3. Parquet/Delta Lake Data:

  • Data Lakes: Accessing and loading data directly from data lakes stored on cloud storage platforms like Google Cloud Storage. This is efficient for large datasets as Parquet and Delta Lake are optimized for analytical queries. Example: Loading historical sales data from a data lake.

4. Excel/Shapefiles (via 'geo' file_type):

  • Legacy Data: Loading data from legacy systems that often store data in Excel or Shapefile formats. Example: Loading customer data from an older CRM system.
  • GIS Data: Loading geospatial data from shapefiles. Example: Loading data on road networks or land parcels.

5. General Web Files:

  • Automated Data Ingestion: Regularly loading data from a web source as part of an automated data pipeline. Example: Daily updates of stock prices.
  • Ad-hoc Data Analysis: Quickly loading data from a web source for exploratory data analysis. Example: Analyzing a competitor's publicly available product catalog.

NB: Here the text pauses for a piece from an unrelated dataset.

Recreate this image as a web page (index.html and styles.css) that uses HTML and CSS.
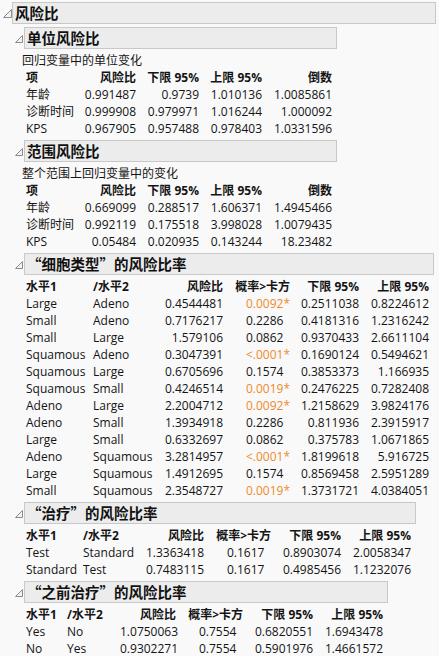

Key Advantages of using load_file:

  • Simplicity: Reduces the need for complex ETL pipelines for simple data loading tasks.
  • Speed: Directly loads data into BigQuery, bypassing intermediate steps.
  • Flexibility: Supports various file formats and sources.
  • Accessibility: Makes web-based data easily accessible for analysis within BigQuery.

Example Scenario:

A marketing analyst needs to analyze the performance of their recent social media campaigns. The social media platform provides an API that returns campaign data in CSV format. Instead of manually downloading the CSV file, processing it, and then uploading it to BigQuery, the analyst can use the load_file function to directly load the data from the API endpoint into a BigQuery table, saving time and effort.